• [RAW DATA]:

:::::

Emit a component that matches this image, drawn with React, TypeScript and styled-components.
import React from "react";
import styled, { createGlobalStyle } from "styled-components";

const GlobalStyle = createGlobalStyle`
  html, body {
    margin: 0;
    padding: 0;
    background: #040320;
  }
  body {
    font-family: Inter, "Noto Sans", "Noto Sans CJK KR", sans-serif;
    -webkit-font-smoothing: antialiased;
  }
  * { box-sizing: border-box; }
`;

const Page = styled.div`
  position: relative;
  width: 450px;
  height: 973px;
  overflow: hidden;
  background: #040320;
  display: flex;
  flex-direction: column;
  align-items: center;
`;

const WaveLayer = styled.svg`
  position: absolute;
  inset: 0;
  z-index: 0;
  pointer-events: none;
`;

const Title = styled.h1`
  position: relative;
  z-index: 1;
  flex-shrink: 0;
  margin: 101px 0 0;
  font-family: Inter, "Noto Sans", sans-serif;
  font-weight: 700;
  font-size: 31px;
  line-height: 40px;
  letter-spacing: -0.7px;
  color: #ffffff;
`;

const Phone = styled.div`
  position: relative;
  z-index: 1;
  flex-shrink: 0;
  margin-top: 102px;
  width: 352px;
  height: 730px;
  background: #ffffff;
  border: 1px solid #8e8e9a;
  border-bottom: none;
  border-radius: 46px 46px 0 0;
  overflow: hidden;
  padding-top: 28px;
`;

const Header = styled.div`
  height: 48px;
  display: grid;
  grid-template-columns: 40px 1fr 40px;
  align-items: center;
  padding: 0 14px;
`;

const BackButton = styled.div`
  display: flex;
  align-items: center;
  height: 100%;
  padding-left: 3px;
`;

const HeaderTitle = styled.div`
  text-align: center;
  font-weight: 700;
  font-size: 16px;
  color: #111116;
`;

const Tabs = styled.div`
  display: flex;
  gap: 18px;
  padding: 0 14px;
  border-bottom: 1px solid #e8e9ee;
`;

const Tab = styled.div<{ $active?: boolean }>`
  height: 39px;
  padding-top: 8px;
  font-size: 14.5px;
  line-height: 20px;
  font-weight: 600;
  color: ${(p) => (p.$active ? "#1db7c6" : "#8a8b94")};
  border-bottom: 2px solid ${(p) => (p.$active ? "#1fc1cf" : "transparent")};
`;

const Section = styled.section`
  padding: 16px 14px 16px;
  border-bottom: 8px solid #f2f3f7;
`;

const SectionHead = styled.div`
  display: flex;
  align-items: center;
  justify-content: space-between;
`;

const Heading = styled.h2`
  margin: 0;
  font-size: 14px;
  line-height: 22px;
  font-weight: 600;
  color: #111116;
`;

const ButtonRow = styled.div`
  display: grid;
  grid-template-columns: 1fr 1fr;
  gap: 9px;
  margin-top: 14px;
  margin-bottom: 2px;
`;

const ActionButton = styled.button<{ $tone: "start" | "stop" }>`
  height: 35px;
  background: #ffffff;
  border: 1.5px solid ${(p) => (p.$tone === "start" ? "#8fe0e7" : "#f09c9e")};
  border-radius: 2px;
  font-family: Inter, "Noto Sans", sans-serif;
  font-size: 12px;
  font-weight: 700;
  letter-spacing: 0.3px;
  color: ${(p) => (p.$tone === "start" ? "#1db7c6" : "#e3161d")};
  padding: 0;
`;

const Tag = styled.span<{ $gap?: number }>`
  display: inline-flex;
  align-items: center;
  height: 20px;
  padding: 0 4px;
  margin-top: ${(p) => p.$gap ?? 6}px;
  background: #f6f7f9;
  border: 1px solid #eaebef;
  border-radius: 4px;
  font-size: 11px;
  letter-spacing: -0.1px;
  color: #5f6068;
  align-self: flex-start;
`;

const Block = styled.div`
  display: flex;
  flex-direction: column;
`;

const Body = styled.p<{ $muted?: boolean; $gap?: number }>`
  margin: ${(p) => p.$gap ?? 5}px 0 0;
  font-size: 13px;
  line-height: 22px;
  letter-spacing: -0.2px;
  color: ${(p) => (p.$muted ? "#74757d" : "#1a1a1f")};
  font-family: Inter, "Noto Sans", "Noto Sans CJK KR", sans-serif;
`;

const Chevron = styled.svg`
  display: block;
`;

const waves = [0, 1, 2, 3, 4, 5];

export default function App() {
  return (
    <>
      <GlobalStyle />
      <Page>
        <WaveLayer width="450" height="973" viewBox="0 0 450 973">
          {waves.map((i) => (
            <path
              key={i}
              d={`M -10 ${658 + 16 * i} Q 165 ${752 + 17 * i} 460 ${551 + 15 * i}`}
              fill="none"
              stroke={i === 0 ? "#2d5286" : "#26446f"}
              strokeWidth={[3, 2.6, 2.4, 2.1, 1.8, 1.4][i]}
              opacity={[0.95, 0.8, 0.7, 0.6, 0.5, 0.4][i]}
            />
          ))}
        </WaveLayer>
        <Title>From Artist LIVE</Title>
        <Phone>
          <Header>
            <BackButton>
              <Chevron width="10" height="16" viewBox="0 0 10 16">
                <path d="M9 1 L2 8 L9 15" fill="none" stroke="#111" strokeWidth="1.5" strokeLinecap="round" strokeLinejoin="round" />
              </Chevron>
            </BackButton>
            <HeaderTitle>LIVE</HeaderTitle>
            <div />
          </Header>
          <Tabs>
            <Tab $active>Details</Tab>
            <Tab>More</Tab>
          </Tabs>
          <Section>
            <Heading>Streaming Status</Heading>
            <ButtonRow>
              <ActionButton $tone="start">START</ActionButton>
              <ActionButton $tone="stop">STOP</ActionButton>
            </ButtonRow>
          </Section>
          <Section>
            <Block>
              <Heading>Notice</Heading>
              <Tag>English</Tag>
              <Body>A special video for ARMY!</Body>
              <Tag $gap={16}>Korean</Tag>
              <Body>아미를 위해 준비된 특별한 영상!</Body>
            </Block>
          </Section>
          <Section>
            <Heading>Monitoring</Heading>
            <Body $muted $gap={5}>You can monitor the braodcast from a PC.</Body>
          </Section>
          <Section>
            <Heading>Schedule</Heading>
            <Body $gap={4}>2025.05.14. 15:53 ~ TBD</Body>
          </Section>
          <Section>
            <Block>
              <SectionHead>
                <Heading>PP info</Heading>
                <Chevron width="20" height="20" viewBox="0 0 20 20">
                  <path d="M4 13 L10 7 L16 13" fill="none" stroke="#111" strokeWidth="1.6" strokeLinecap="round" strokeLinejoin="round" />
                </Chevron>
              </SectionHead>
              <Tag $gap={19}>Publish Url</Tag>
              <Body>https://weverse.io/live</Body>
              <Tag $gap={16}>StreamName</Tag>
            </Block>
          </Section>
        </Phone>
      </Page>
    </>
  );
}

:::::

• [GOAL]:
Output the full listing without altering anything.

• [FULL ANSWER]:
Emit a component that matches this image, drawn with React, TypeScript and styled-components.
import React from "react";
import styled, { createGlobalStyle } from "styled-components";

const GlobalStyle = createGlobalStyle`
  html, body {
    margin: 0;
    padding: 0;
    background: #040320;
  }
  body {
    font-family: Inter, "Noto Sans", "Noto Sans CJK KR", sans-serif;
    -webkit-font-smoothing: antialiased;
  }
  * { box-sizing: border-box; }
`;

const Page = styled.div`
  position: relative;
  width: 450px;
  height: 973px;
  overflow: hidden;
  background: #040320;
  display: flex;
  flex-direction: column;
  align-items: center;
`;

const WaveLayer = styled.svg`
  position: absolute;
  inset: 0;
  z-index: 0;
  pointer-events: none;
`;

const Title = styled.h1`
  position: relative;
  z-index: 1;
  flex-shrink: 0;
  margin: 101px 0 0;
  font-family: Inter, "Noto Sans", sans-serif;
  font-weight: 700;
  font-size: 31px;
  line-height: 40px;
  letter-spacing: -0.7px;
  color: #ffffff;
`;

const Phone = styled.div`
  position: relative;
  z-index: 1;
  flex-shrink: 0;
  margin-top: 102px;
  width: 352px;
  height: 730px;
  background: #ffffff;
  border: 1px solid #8e8e9a;
  border-bottom: none;
  border-radius: 46px 46px 0 0;
  overflow: hidden;
  padding-top: 28px;
`;

const Header = styled.div`
  height: 48px;
  display: grid;
  grid-template-columns: 40px 1fr 40px;
  align-items: center;
  padding: 0 14px;
`;

const BackButton = styled.div`
  display: flex;
  align-items: center;
  height: 100%;
  padding-left: 3px;
`;

const HeaderTitle = styled.div`
  text-align: center;
  font-weight: 700;
  font-size: 16px;
  color: #111116;
`;

const Tabs = styled.div`
  display: flex;
  gap: 18px;
  padding: 0 14px;
  border-bottom: 1px solid #e8e9ee;
`;

const Tab = styled.div<{ $active?: boolean }>`
  height: 39px;
  padding-top: 8px;
  font-size: 14.5px;
  line-height: 20px;
  font-weight: 600;
  color: ${(p) => (p.$active ? "#1db7c6" : "#8a8b94")};
  border-bottom: 2px solid ${(p) => (p.$active ? "#1fc1cf" : "transparent")};
`;

const Section = styled.section`
  padding: 16px 14px 16px;
  border-bottom: 8px solid #f2f3f7;
`;

const SectionHead = styled.div`
  display: flex;
  align-items: center;
  justify-content: space-between;
`;

const Heading = styled.h2`
  margin: 0;
  font-size: 14px;
  line-height: 22px;
  font-weight: 600;
  color: #111116;
`;

const ButtonRow = styled.div`
  display: grid;
  grid-template-columns: 1fr 1fr;
  gap: 9px;
  margin-top: 14px;
  margin-bottom: 2px;
`;

const ActionButton = styled.button<{ $tone: "start" | "stop" }>`
  height: 35px;
  background: #ffffff;
  border: 1.5px solid ${(p) => (p.$tone === "start" ? "#8fe0e7" : "#f09c9e")};
  border-radius: 2px;
  font-family: Inter, "Noto Sans", sans-serif;
  font-size: 12px;
  font-weight: 700;
  letter-spacing: 0.3px;
  color: ${(p) => (p.$tone === "start" ? "#1db7c6" : "#e3161d")};
  padding: 0;
`;

const Tag = styled.span<{ $gap?: number }>`
  display: inline-flex;
  align-items: center;
  height: 20px;
  padding: 0 4px;
  margin-top: ${(p) => p.$gap ?? 6}px;
  background: #f6f7f9;
  border: 1px solid #eaebef;
  border-radius: 4px;
  font-size: 11px;
  letter-spacing: -0.1px;
  color: #5f6068;
  align-self: flex-start;
`;

const Block = styled.div`
  display: flex;
  flex-direction: column;
`;

const Body = styled.p<{ $muted?: boolean; $gap?: number }>`
  margin: ${(p) => p.$gap ?? 5}px 0 0;
  font-size: 13px;
  line-height: 22px;
  letter-spacing: -0.2px;
  color: ${(p) => (p.$muted ? "#74757d" : "#1a1a1f")};
  font-family: Inter, "Noto Sans", "Noto Sans CJK KR", sans-serif;
`;

const Chevron = styled.svg`
  display: block;
`;

const waves = [0, 1, 2, 3, 4, 5];

export default function App() {
  return (
    <>
      <GlobalStyle />
      <Page>
        <WaveLayer width="450" height="973" viewBox="0 0 450 973">
          {waves.map((i) => (
            <path
              key={i}
              d={`M -10 ${658 + 16 * i} Q 165 ${752 + 17 * i} 460 ${551 + 15 * i}`}
              fill="none"
              stroke={i === 0 ? "#2d5286" : "#26446f"}
              strokeWidth={[3, 2.6, 2.4, 2.1, 1.8, 1.4][i]}
              opacity={[0.95, 0.8, 0.7, 0.6, 0.5, 0.4][i]}
            />
          ))}
        </WaveLayer>
        <Title>From Artist LIVE</Title>
        <Phone>
          <Header>
            <BackButton>
              <Chevron width="10" height="16" viewBox="0 0 10 16">
                <path d="M9 1 L2 8 L9 15" fill="none" stroke="#111" strokeWidth="1.5" strokeLinecap="round" strokeLinejoin="round" />
              </Chevron>
            </BackButton>
            <HeaderTitle>LIVE</HeaderTitle>
            <div />
          </Header>
          <Tabs>
            <Tab $active>Details</Tab>
            <Tab>More</Tab>
          </Tabs>
          <Section>
            <Heading>Streaming Status</Heading>
            <ButtonRow>
              <ActionButton $tone="start">START</ActionButton>
              <ActionButton $tone="stop">STOP</ActionButton>
            </ButtonRow>
          </Section>
          <Section>
            <Block>
              <Heading>Notice</Heading>
              <Tag>English</Tag>
              <Body>A special video for ARMY!</Body>
              <Tag $gap={16}>Korean</Tag>
              <Body>아미를 위해 준비된 특별한 영상!</Body>
            </Block>
          </Section>
          <Section>
            <Heading>Monitoring</Heading>
            <Body $muted $gap={5}>You can monitor the braodcast from a PC.</Body>
          </Section>
          <Section>
            <Heading>Schedule</Heading>
            <Body $gap={4}>2025.05.14. 15:53 ~ TBD</Body>
          </Section>
          <Section>
            <Block>
              <SectionHead>
                <Heading>PP info</Heading>
                <Chevron width="20" height="20" viewBox="0 0 20 20">
                  <path d="M4 13 L10 7 L16 13" fill="none" stroke="#111" strokeWidth="1.6" strokeLinecap="round" strokeLinejoin="round" />
                </Chevron>
              </SectionHead>
              <Tag $gap={19}>Publish Url</Tag>
              <Body>https://weverse.io/live</Body>
              <Tag $gap={16}>StreamName</Tag>
            </Block>
          </Section>
        </Phone>
      </Page>
    </>
  );
}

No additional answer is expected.